Not that the Republicans have any idea. What they have is fantasy. And fantasy is, at least, coherent--it makes a good story: Just let the market drive down costs. Get the malpractice lawyers out of the picture, driving up costs as they do. Stop all the regulation. Private enterprise will save all. Republicans love living in denial. They will cleave to these fantasies with ferocity, because they want to believe all this.





The Obama people, Peter Orszag in particular, have their own fantasies. They wanted to believe economists could tell them where the savings can come from. And they wanted to believe Atul Gawande had done a bone fide piece of medical economic analysis in Texas, showing the way as he described one Texas town where the billings to Medicare were very high versus another where they were close to the median as if these two towns held some sort of key. In the expensive town, it was all about greedy doctors, bilking the system by doing unnecessary tests.

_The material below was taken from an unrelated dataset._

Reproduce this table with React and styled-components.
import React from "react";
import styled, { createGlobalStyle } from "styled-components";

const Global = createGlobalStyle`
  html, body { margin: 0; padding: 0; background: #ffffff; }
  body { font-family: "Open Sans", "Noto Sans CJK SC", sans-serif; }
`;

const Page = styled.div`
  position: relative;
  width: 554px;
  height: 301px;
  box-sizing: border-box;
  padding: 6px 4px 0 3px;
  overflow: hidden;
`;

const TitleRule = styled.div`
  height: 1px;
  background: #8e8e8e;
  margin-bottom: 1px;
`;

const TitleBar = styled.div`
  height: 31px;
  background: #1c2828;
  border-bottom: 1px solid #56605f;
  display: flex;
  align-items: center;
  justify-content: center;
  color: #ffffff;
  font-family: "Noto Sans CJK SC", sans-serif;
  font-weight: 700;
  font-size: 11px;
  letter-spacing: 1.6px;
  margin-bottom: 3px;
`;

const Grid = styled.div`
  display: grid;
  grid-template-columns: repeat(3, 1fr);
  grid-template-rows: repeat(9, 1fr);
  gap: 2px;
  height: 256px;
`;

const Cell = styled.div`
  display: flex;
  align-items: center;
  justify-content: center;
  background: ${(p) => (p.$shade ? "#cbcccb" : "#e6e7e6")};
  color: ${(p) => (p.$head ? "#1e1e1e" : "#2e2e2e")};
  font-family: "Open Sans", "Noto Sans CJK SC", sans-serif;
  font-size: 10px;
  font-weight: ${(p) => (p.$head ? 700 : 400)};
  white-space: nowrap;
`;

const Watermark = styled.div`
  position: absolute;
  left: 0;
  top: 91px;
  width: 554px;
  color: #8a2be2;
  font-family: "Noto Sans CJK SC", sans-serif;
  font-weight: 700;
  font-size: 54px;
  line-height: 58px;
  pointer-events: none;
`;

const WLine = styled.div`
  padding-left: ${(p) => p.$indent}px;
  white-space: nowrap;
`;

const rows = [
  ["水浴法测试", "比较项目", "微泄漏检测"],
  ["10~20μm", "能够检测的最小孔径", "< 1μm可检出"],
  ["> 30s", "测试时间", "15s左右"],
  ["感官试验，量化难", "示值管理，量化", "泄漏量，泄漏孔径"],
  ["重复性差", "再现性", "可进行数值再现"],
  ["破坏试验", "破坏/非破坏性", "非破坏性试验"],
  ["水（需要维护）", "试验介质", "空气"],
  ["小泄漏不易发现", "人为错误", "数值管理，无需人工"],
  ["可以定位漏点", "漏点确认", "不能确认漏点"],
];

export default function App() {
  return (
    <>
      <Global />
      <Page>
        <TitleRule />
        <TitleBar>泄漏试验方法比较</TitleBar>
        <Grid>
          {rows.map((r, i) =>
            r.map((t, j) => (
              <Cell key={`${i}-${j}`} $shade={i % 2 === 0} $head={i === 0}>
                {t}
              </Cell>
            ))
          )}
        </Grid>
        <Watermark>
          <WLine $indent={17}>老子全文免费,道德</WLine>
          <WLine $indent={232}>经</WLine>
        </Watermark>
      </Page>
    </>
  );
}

So that's the answer! Search out those bogus, unnecessary tests!





Nice fantasy.





The real problems, of course, are much more pervasive and more difficult to fix because so many people are making so much money and they vote and they spend that money to hire elected officials.





A colonoscopy makes a local hospital $3400 and that's not even including the doctor's fee. This is a test which could be done by a technician for, reasonably, taking into account the overhead for equipment, cleaning equipment and staffing support, say $250 a pop and you could screen a lot more patients at far less cost. But colonoscopies are the cash cow of the gastroenterologist: he learns the procedure in a few months, masters it in a year and then supports his family and his boat payments doing this procedure which can be scheduled and is never an emergency, and he can be on his boat by 4 PM. You think the GI docs are going to give up that without a fight?





Similarly, you could replace 95% of dermatologists with technicians who could do excisions and biopsies at a small fraction of the cost people with MD's charge. This is another group which works 9 to 5 and profits are so enormous dermatology residency training programs are now the most competitive residencies out of medical school. Everyone wants that life and income.





Well, not everyone. Just the people who had really high SAT scores in high school, really great grades in college and who learned how to play the game to their own advantage. These are not people who dreamed of being heroes, saving lives in the middle of the night, leaving their warm beds in the middle of the night and driving into the hospital where a distraught family awaits, holding the hand of their stricken mother.





No, the dream of some medical students is a big house, nice cars and maybe a boat.





Truth be told, that hero dream is not much to be found in medicine anywhere. Just look at the TV programs now if you want to see the screen writers' fantasies about the possibilities of a medical career.





And with the advent of shift work in the hospital, with hospital doctors now just employees and with doctors in the community no longer self employed in private practice, medicine is becoming or has become not an ennobling profession, but just a job.





Medical practice has been deconstructed into its parts: Much of it is now being done by nurse practitioners, "procedurealists" , laceration technicians, physicians' assistants and other people who never went to medical school but took a short cut to the white coat and the stethoscope.





Not all of this is bad, but none of it saved money to the total system and the important part of medicine, which never paid well, is now often not done at all. That's the part where you listen to a patient's story, told in a fractured way by a person who does not have a clue what may be relevant and you tease out a coherent whole which tells you what test to order and to which specialist or for what procedure to send the patient.





One thing which looks pretty clear is the economists who do medical economics at Princeton, or MIT or Harvard or Chicago have no idea which rock to look under. Their approach, their tools are simply incapable of finding the truth, or any meaningful answers. They simply do not know how to do ward rounds and to gather the right information or to organize it into a meaningful analysis.